WORK TO COMPLETE:
Reproduce the listing below from the line with "Clone this screenshot" to the line with "</AgreeBox>", both lines included, character for character, minus any pictures.

____

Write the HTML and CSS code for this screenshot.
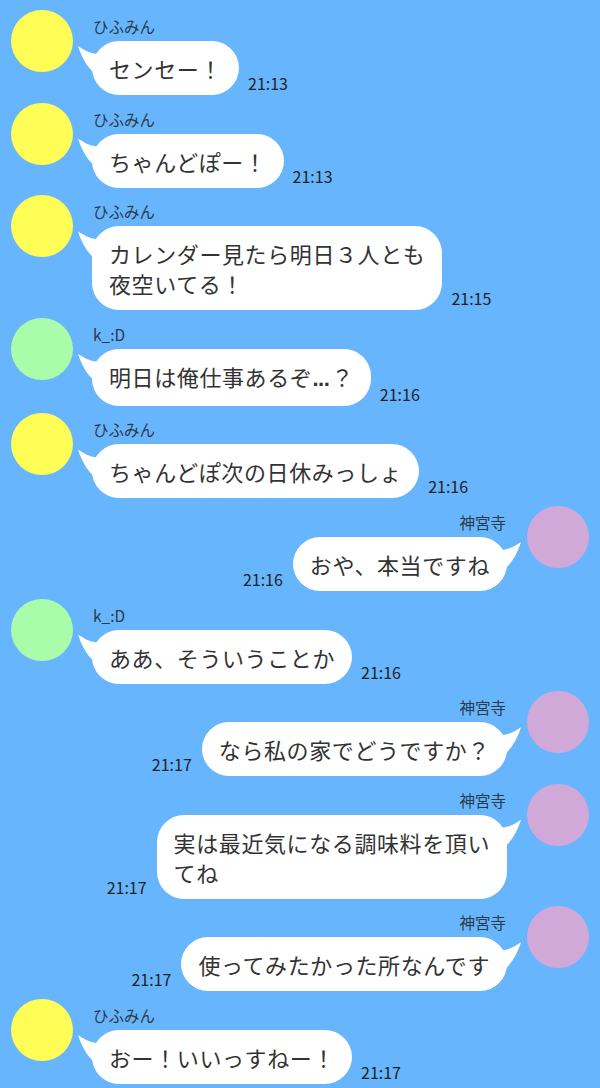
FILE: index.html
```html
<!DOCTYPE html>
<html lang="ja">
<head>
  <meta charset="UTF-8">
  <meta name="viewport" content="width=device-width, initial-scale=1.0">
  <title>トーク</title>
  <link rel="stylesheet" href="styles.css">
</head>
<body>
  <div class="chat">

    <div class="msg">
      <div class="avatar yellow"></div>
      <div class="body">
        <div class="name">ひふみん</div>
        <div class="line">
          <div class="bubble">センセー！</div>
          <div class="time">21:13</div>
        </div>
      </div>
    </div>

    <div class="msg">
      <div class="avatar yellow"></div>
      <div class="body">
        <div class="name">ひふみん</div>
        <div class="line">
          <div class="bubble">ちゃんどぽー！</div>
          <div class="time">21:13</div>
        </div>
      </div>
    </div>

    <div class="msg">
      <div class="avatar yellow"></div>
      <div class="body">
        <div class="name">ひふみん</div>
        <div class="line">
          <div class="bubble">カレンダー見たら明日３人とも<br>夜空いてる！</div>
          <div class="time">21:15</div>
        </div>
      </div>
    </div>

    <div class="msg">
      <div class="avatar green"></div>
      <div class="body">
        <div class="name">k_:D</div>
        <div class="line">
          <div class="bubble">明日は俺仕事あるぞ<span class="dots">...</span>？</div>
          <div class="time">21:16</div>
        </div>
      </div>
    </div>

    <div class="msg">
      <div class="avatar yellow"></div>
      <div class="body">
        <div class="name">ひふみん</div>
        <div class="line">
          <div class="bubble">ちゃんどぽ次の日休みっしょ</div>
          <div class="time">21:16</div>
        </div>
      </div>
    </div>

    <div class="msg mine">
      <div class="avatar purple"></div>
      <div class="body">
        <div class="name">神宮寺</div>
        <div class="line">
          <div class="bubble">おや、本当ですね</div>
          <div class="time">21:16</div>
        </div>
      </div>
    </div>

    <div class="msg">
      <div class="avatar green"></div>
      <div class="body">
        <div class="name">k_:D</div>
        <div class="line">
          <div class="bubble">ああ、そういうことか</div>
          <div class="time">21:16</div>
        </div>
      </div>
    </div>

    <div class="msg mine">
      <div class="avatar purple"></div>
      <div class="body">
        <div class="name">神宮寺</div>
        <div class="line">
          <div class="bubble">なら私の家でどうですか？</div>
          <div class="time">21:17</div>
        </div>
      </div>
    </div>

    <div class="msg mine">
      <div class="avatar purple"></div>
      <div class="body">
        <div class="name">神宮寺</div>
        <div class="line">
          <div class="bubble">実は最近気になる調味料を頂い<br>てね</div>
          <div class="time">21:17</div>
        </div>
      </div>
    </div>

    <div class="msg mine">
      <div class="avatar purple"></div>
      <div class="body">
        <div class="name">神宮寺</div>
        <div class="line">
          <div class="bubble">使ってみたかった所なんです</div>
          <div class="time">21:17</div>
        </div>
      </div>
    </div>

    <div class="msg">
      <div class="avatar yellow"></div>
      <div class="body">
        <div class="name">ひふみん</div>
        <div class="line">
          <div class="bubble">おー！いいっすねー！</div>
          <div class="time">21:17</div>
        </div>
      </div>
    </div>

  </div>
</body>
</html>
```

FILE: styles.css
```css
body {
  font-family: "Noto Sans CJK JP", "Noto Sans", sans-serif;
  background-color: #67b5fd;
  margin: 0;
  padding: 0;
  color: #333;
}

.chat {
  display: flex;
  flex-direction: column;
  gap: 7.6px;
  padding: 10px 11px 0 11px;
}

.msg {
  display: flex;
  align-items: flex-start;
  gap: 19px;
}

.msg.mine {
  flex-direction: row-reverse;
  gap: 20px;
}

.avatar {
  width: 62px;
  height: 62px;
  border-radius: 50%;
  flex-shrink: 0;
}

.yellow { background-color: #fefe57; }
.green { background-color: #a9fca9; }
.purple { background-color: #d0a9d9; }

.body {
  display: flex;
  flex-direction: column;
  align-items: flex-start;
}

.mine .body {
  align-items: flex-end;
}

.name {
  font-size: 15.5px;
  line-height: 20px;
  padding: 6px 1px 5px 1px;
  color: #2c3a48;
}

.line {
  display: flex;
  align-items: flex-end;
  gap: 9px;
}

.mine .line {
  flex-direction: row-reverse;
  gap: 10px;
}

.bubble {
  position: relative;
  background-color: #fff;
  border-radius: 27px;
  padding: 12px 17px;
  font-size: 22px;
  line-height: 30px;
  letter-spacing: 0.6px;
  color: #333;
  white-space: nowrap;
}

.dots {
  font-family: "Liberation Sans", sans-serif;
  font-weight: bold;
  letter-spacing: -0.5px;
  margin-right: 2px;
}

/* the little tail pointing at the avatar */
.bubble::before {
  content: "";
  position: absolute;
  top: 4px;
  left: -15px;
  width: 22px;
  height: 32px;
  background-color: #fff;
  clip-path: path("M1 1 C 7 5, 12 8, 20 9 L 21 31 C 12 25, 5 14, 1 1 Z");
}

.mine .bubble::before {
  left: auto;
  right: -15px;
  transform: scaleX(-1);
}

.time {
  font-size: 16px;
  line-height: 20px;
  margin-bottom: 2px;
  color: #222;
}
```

____

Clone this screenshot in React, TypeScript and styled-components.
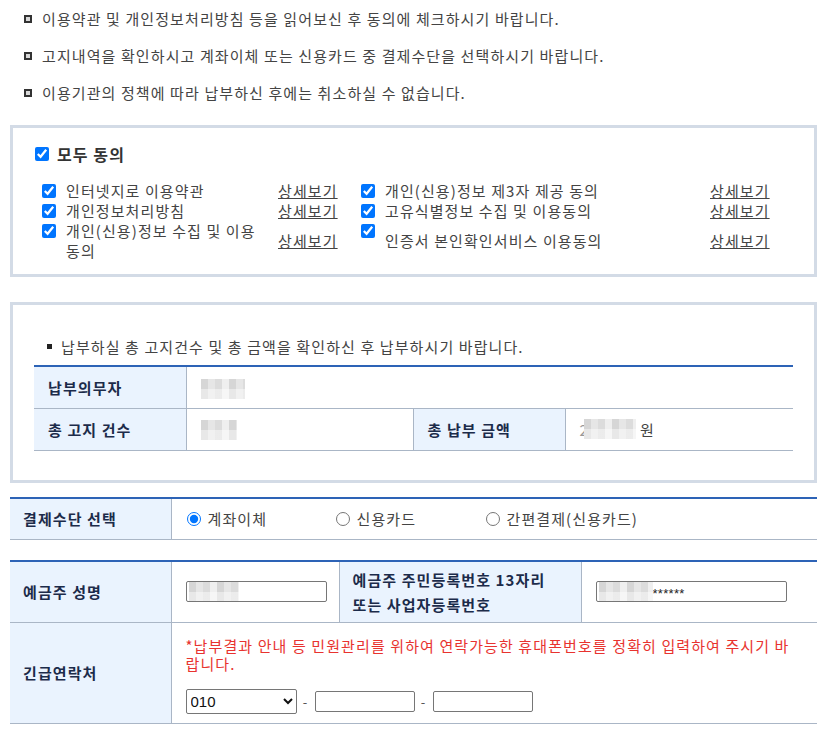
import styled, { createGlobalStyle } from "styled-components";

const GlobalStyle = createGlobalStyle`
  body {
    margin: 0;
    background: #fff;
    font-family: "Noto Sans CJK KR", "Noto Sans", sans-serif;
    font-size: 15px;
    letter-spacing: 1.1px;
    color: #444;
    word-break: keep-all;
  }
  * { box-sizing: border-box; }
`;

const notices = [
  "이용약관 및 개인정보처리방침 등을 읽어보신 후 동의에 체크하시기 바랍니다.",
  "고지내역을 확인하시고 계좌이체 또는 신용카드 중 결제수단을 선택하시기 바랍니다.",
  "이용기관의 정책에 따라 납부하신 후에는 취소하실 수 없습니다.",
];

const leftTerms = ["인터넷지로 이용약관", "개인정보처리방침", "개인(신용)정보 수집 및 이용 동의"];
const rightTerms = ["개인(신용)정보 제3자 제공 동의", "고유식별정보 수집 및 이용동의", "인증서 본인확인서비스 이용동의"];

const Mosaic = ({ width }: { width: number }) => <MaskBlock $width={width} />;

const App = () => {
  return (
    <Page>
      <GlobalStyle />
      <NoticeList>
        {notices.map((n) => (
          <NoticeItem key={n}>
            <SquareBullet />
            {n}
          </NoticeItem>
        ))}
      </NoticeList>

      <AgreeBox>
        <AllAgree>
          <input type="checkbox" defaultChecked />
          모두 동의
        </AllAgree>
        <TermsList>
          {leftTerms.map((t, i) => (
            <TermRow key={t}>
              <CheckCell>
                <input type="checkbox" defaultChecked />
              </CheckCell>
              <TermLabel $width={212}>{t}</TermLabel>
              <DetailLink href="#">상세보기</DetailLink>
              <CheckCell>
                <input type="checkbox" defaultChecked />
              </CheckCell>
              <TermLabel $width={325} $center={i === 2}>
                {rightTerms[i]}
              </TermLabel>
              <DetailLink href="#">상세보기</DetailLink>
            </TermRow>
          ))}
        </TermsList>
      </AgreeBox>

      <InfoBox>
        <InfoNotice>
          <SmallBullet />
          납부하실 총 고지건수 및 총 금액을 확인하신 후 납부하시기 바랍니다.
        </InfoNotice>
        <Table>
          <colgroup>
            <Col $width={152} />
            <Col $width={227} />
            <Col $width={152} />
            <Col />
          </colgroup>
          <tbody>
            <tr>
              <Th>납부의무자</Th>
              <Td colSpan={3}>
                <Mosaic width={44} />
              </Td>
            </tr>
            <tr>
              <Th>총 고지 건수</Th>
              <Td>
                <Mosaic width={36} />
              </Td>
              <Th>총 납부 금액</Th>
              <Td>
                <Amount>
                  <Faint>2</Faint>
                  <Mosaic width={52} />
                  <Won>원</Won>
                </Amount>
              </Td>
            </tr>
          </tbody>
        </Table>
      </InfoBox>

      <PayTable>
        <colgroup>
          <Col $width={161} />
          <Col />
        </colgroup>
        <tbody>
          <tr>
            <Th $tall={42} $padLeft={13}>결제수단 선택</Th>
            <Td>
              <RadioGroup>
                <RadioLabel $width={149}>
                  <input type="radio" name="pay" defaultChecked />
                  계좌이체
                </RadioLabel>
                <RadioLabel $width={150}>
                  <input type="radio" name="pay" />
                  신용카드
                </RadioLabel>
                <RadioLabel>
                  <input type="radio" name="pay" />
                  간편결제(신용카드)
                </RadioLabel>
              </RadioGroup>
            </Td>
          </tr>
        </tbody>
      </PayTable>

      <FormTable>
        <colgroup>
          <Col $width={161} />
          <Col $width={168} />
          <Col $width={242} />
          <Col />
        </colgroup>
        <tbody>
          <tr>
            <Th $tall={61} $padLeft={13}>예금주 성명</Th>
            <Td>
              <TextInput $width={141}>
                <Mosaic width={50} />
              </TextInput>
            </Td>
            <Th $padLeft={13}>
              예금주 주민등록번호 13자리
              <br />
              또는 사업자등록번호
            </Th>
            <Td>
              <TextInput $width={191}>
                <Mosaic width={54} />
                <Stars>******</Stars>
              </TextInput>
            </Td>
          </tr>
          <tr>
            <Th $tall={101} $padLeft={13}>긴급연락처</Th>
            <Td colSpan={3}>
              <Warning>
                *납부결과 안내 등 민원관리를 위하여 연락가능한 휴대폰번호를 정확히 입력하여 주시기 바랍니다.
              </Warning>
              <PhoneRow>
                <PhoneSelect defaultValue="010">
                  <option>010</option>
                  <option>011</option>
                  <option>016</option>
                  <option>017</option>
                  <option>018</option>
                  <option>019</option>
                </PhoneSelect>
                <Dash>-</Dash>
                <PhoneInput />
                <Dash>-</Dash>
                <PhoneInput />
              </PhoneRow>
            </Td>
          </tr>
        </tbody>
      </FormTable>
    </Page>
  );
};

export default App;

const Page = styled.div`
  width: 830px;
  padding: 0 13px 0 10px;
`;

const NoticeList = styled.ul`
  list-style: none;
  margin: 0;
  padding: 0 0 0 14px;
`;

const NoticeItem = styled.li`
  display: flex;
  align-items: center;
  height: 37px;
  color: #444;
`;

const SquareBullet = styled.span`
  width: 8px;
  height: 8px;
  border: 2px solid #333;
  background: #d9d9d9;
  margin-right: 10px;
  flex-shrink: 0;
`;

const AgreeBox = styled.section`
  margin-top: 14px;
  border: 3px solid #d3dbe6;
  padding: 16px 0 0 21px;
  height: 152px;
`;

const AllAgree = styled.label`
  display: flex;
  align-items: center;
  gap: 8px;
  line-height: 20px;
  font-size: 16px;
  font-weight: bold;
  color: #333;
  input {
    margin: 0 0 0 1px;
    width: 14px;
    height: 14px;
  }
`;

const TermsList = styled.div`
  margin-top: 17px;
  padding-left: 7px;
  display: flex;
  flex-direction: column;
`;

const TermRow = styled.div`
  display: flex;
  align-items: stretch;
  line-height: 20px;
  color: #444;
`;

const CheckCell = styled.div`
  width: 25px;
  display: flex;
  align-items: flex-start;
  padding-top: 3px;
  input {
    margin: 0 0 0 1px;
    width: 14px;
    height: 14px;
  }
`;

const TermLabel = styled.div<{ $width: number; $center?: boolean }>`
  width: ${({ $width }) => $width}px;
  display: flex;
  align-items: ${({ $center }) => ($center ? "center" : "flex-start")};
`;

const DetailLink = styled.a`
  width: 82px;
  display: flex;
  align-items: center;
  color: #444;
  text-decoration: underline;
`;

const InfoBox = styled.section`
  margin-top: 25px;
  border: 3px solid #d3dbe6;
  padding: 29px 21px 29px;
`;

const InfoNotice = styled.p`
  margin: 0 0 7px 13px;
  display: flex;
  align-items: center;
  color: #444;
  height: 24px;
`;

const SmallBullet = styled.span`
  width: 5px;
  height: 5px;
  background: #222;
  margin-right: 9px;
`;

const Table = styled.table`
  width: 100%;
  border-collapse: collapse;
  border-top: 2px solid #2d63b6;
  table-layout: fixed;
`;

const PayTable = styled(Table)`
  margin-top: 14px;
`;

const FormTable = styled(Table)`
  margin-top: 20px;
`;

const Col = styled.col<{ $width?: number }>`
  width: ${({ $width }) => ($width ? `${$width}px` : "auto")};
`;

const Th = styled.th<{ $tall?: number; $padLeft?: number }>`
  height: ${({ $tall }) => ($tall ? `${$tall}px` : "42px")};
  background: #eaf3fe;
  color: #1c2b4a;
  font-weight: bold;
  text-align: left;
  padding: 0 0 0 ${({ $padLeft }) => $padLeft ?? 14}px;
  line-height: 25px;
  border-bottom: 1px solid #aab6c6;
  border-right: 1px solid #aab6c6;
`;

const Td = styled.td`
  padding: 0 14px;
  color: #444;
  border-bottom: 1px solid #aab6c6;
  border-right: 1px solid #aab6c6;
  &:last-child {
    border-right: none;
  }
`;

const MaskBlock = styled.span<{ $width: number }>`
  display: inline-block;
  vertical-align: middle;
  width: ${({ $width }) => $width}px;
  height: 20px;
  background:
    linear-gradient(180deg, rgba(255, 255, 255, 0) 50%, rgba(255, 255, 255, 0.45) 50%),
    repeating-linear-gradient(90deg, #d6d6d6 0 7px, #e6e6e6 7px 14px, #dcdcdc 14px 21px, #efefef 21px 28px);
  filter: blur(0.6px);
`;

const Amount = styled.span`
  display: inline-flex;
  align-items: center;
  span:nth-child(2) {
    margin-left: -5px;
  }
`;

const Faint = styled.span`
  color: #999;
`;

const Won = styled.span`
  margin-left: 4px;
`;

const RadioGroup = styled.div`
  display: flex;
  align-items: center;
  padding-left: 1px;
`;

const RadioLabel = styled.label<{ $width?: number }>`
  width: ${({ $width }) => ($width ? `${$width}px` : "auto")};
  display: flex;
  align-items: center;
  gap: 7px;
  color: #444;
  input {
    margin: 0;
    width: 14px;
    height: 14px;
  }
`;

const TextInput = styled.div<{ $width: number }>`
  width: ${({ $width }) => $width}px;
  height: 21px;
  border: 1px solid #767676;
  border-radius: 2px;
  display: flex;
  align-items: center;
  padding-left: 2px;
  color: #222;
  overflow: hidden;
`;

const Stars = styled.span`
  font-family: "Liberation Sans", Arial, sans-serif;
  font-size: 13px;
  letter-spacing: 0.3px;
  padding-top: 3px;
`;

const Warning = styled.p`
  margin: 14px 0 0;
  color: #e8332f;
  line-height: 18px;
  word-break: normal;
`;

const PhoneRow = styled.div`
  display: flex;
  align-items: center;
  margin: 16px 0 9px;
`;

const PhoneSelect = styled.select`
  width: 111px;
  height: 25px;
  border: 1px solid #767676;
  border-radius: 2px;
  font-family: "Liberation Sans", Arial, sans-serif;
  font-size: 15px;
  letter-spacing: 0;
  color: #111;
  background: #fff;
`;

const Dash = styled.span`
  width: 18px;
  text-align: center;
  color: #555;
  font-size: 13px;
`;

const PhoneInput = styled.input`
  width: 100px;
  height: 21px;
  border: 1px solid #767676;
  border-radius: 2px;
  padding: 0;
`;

____

REPLY TO THE EXERCISE:
Clone this screenshot in React, TypeScript and styled-components.
import styled, { createGlobalStyle } from "styled-components";

const GlobalStyle = createGlobalStyle`
  body {
    margin: 0;
    background: #fff;
    font-family: "Noto Sans CJK KR", "Noto Sans", sans-serif;
    font-size: 15px;
    letter-spacing: 1.1px;
    color: #444;
    word-break: keep-all;
  }
  * { box-sizing: border-box; }
`;

const notices = [
  "이용약관 및 개인정보처리방침 등을 읽어보신 후 동의에 체크하시기 바랍니다.",
  "고지내역을 확인하시고 계좌이체 또는 신용카드 중 결제수단을 선택하시기 바랍니다.",
  "이용기관의 정책에 따라 납부하신 후에는 취소하실 수 없습니다.",
];

const leftTerms = ["인터넷지로 이용약관", "개인정보처리방침", "개인(신용)정보 수집 및 이용 동의"];
const rightTerms = ["개인(신용)정보 제3자 제공 동의", "고유식별정보 수집 및 이용동의", "인증서 본인확인서비스 이용동의"];

const Mosaic = ({ width }: { width: number }) => <MaskBlock $width={width} />;

const App = () => {
  return (
    <Page>
      <GlobalStyle />
      <NoticeList>
        {notices.map((n) => (
          <NoticeItem key={n}>
            <SquareBullet />
            {n}
          </NoticeItem>
        ))}
      </NoticeList>

      <AgreeBox>
        <AllAgree>
          <input type="checkbox" defaultChecked />
          모두 동의
        </AllAgree>
        <TermsList>
          {leftTerms.map((t, i) => (
            <TermRow key={t}>
              <CheckCell>
                <input type="checkbox" defaultChecked />
              </CheckCell>
              <TermLabel $width={212}>{t}</TermLabel>
              <DetailLink href="#">상세보기</DetailLink>
              <CheckCell>
                <input type="checkbox" defaultChecked />
              </CheckCell>
              <TermLabel $width={325} $center={i === 2}>
                {rightTerms[i]}
              </TermLabel>
              <DetailLink href="#">상세보기</DetailLink>
            </TermRow>
          ))}
        </TermsList>
      </AgreeBox>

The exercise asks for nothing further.